Les révélations parvenues de l’étranger, d’Italie notamment, ont nommément mis en cause l’ancien ministre de l’énergie, Chakib Khelil, qui serait en Algérie contrairement à la rumeur qui le présente installé aux Etats-Unis. Dans l’affaire dite « Sonatrach 1 », l’ancien ministre semblait avoir échappé à une mise en cause judiciaire et aurait bénéficié d’un « aman » (une garantie ou une protection) du chef de l’Etat. Le scandale Saipem a contraint le président Bouteflika à se prononcer et, semble-t-il, à lâcher Chakib Khelil. Dans une déclaration rendue publique à la veille de la commémoration de la nationalisation des hydrocarbures, le 24 février 1971, Boueflika a indiqué qu’il ne pouvait « pas passer sous silence les scandales récemment relevés par la presse et qui touchent la gestion de Sonatrach.» Ces informations, a-t-il dit «soulèvent notre révolte et notre réprobation, mais je fais confiance à la justice de notre pays pour tirer au clair l’écheveau de ces informations, pour situer les responsabilités et appliquer avec rigueur et fermeté les sanctions prévues par notre législation».

Scepticisme

Cette « confiance » en la justice suscite du scepticisme. Mustapha Atoui, président de l’’Association nationale de lutte contre la corruption (ANLC) y a davantage vu un message à destination de l’extérieur.
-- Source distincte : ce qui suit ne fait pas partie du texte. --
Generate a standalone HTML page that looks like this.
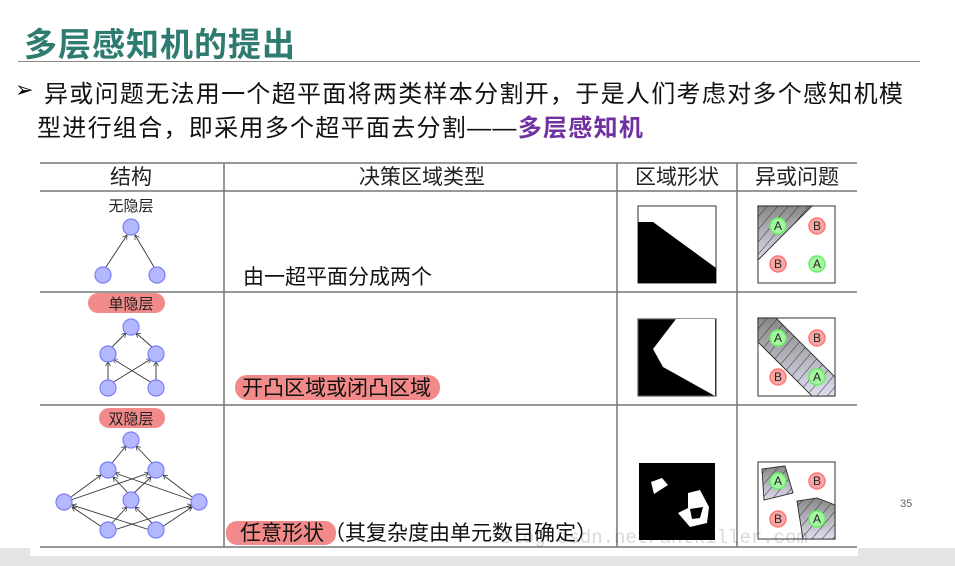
<!DOCTYPE html>
<html><head><meta charset="utf-8"><style>
body{margin:0;width:955px;height:566px;background:#fff;position:relative;overflow:hidden;font-family:"Liberation Sans","Noto Sans CJK SC",sans-serif}
.a{position:absolute;white-space:nowrap}
</style></head><body>
<div class="a" style="left:24px;top:18px;font-size:33px;font-weight:bold;color:#2e7b70;letter-spacing:1px">多层感知机的提出</div>
<div class="a" style="left:18px;top:61px;width:902px;height:1px;background:#888"></div>
<div class="a" style="left:15px;top:77px;font-size:22px;color:#000">➢</div>
<div class="a" style="left:44px;top:74px;font-size:24px;letter-spacing:1.3px;color:#111">异或问题无法用一个超平面将两类样本分割开，于是人们考虑对多个感知机模</div>
<div class="a" style="left:37px;top:108px;font-size:24px;letter-spacing:1.3px;color:#111">型进行组合，即采用多个超平面去分割——<b style="color:#7030a0">多层感知机</b></div>
<div class="a" style="left:0;top:548px;width:955px;height:18px;background:#e4e4e4"></div>
<div class="a" style="left:30px;top:540px;width:828px;height:16px;background:#fff"></div>
<svg class="a" style="left:0;top:0" width="955" height="566">
<defs>
<linearGradient id="g" x1="0" y1="0" x2="0" y2="1"><stop offset="0" stop-color="#888"/><stop offset="1" stop-color="#dde"/></linearGradient>
<pattern id="h" width="8" height="8" patternUnits="userSpaceOnUse" patternTransform="rotate(40)"><line x1="0" y1="0" x2="0" y2="8" stroke="#333" stroke-width="1"/></pattern>
<marker id="ar" markerWidth="6" markerHeight="6" refX="5" refY="3" orient="auto"><path d="M0,0L5,3L0,6" fill="none" stroke="#333" stroke-width="0.8"/></marker>
</defs>
<g stroke="#777" stroke-width="1.5">
<line x1="40" y1="163" x2="857" y2="163"/><line x1="40" y1="191" x2="857" y2="191"/>
<line x1="40" y1="292" x2="857" y2="292"/><line x1="40" y1="405" x2="857" y2="405"/>
<line x1="40" y1="547" x2="857" y2="547"/>
<line x1="224" y1="163" x2="224" y2="547"/><line x1="617" y1="163" x2="617" y2="547"/><line x1="737" y1="163" x2="737" y2="547"/>
</g>
<g font-size="21" fill="#222" text-anchor="middle">
<text x="131" y="184">结构</text><text x="422" y="184">决策区域类型</text><text x="677" y="184">区域形状</text><text x="797" y="184">异或问题</text>
</g>
<text x="131" y="211" font-size="15" fill="#222" text-anchor="middle">无隐层</text>
<rect x="88" y="293" width="77" height="20" rx="10" fill="#f28a8a"/>
<text x="131" y="309" font-size="15" fill="#222" text-anchor="middle">单隐层</text>
<rect x="99" y="408" width="66" height="20" rx="10" fill="#f28a8a"/>
<text x="131" y="424" font-size="15" fill="#222" text-anchor="middle">双隐层</text>
<g stroke="#333" stroke-width="0.9" marker-end="url(#ar)">
<line x1="106" y1="267" x2="127" y2="235"/><line x1="154" y1="267" x2="135" y2="235"/>
<line x1="112" y1="347" x2="126" y2="333"/><line x1="152" y1="347" x2="136" y2="333"/>
<line x1="108" y1="380" x2="108" y2="362"/><line x1="156" y1="380" x2="156" y2="362"/>
<line x1="112" y1="383" x2="151" y2="359"/><line x1="152" y1="383" x2="113" y2="359"/>
<line x1="112" y1="463" x2="126" y2="446"/><line x1="152" y1="463" x2="136" y2="446"/>
<line x1="71" y1="497" x2="101" y2="475"/><line x1="71" y1="500" x2="149" y2="473"/>
<line x1="192" y1="497" x2="163" y2="475"/><line x1="192" y1="500" x2="115" y2="473"/>
<line x1="128" y1="493" x2="113" y2="477"/><line x1="134" y1="493" x2="151" y2="477"/>
<line x1="102" y1="527" x2="72" y2="507"/><line x1="162" y1="527" x2="192" y2="507"/>
<line x1="114" y1="530" x2="192" y2="505"/><line x1="150" y1="530" x2="72" y2="505"/>
<line x1="112" y1="523" x2="127" y2="507"/><line x1="152" y1="523" x2="135" y2="507"/>
</g>
<g fill="#b4b8ff" stroke="#7a7ef5" stroke-width="1.2">
<circle cx="131" cy="227" r="8"/><circle cx="103" cy="275" r="8"/><circle cx="157" cy="275" r="8"/>
<circle cx="131" cy="327" r="8"/><circle cx="108" cy="354" r="8"/><circle cx="156" cy="354" r="8"/><circle cx="108" cy="388" r="8"/><circle cx="156" cy="388" r="8"/>
<circle cx="131" cy="440" r="8"/><circle cx="108" cy="470" r="8"/><circle cx="156" cy="470" r="8"/><circle cx="64" cy="502" r="8"/><circle cx="131" cy="500" r="8"/><circle cx="199" cy="502" r="8"/><circle cx="108" cy="530" r="8"/><circle cx="156" cy="530" r="8"/>
</g>
<text x="243" y="284" font-size="21" fill="#111">由一超平面分成两个</text>
<rect x="235" y="375" width="205" height="25" rx="12" fill="#f28a8a"/>
<text x="242" y="395" font-size="21" fill="#111">开凸区域或闭凸区域</text>
<rect x="226" y="521" width="110" height="24" rx="11" fill="#f28a8a"/>
<text x="240" y="540" font-size="21" fill="#111">任意形状（其复杂度由单元数目确定）</text>
<g stroke="#555" stroke-width="1.2">
<rect x="638" y="206" width="78" height="77" fill="#fff"/>
<rect x="638" y="319" width="78" height="77" fill="#000"/>
<rect x="639" y="463" width="76" height="77" fill="#000" stroke="none"/>
</g>
<polygon points="638,222 653,222 716,268 716,283 638,283" fill="#000"/>
<polygon points="676,319 715,319 715,396 663,367 653,349" fill="#fff"/>
<polygon points="651,482 662,478 668,485 654,494" fill="#fff"/>
<path d="M688,493L700,490L709,507L707,523L690,527L678,513L688,508ZM690,509L692,519L700,518L703,507Z" fill="#fff" fill-rule="evenodd"/>
<g stroke="#555" stroke-width="1.2" fill="#fff">
<rect x="758" y="206" width="77" height="77"/><rect x="758" y="318" width="77" height="78"/><rect x="758" y="462" width="77" height="77"/>
</g>
<g stroke="#333" stroke-width="0.8">
<polygon points="758,206 812,206 758,260" fill="url(#g)"/><polygon points="758,206 812,206 758,260" fill="url(#h)"/>
<polygon points="758,318 776,318 835,377 835,396 812,396 758,342" fill="url(#g)"/><polygon points="758,318 776,318 835,377 835,396 812,396 758,342" fill="url(#h)"/>
<polygon points="762,469 785,466 793,493 764,500" fill="url(#g)"/><polygon points="762,469 785,466 793,493 764,500" fill="url(#h)"/>
<polygon points="797,501 817,498 835,505 835,539 803,539" fill="url(#g)"/><polygon points="797,501 817,498 835,505 835,539 803,539" fill="url(#h)"/>
</g>
<g font-size="12" text-anchor="middle" fill="#222" stroke-width="1.5">
<circle cx="778" cy="226" r="8" fill="#a6f5a0" stroke="#6e6"/><text x="778" y="230">A</text>
<circle cx="817" cy="226" r="8" fill="#f9a6a6" stroke="#f77"/><text x="817" y="230">B</text>
<circle cx="778" cy="264" r="8" fill="#f9a6a6" stroke="#f77"/><text x="778" y="268">B</text>
<circle cx="817" cy="264" r="8" fill="#a6f5a0" stroke="#6e6"/><text x="817" y="268">A</text>
<circle cx="778" cy="338" r="8" fill="#a6f5a0" stroke="#6e6"/><text x="778" y="342">A</text>
<circle cx="817" cy="338" r="8" fill="#f9a6a6" stroke="#f77"/><text x="817" y="342">B</text>
<circle cx="778" cy="377" r="8" fill="#f9a6a6" stroke="#f77"/><text x="778" y="381">B</text>
<circle cx="817" cy="377" r="8" fill="#a6f5a0" stroke="#6e6"/><text x="817" y="381">A</text>
<circle cx="778" cy="481" r="8" fill="#a6f5a0" stroke="#6e6"/><text x="778" y="485">A</text>
<circle cx="817" cy="481" r="8" fill="#f9a6a6" stroke="#f77"/><text x="817" y="485">B</text>
<circle cx="778" cy="519" r="8" fill="#f9a6a6" stroke="#f77"/><text x="778" y="523">B</text>
<circle cx="817" cy="519" r="8" fill="#a6f5a0" stroke="#6e6"/><text x="817" y="523">A</text>
</g>
<text x="500" y="543" font-family="Liberation Mono" font-size="19" fill="#000" opacity="0.15">blog.csdn.net/antkiller.com</text>
<text x="900" y="507" font-size="11" fill="#666">35</text>
</svg>
</body></html>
Les membres de l’association, non reconnue par les autorités, cite de nombreuses affaires où la procédure judiciaire ne fonctionne pas malgré les révélations dans la presse algérienne. Ils citent par exemple le dossier des logements FNPOS, l’affaire de l’agence Koléa de la Khalifa Bank… « Toutes les affaires de corruption citées dans la presse nationale ne sont pas sanctionnées pas des enquêtes» a déclaré un militant de l’association.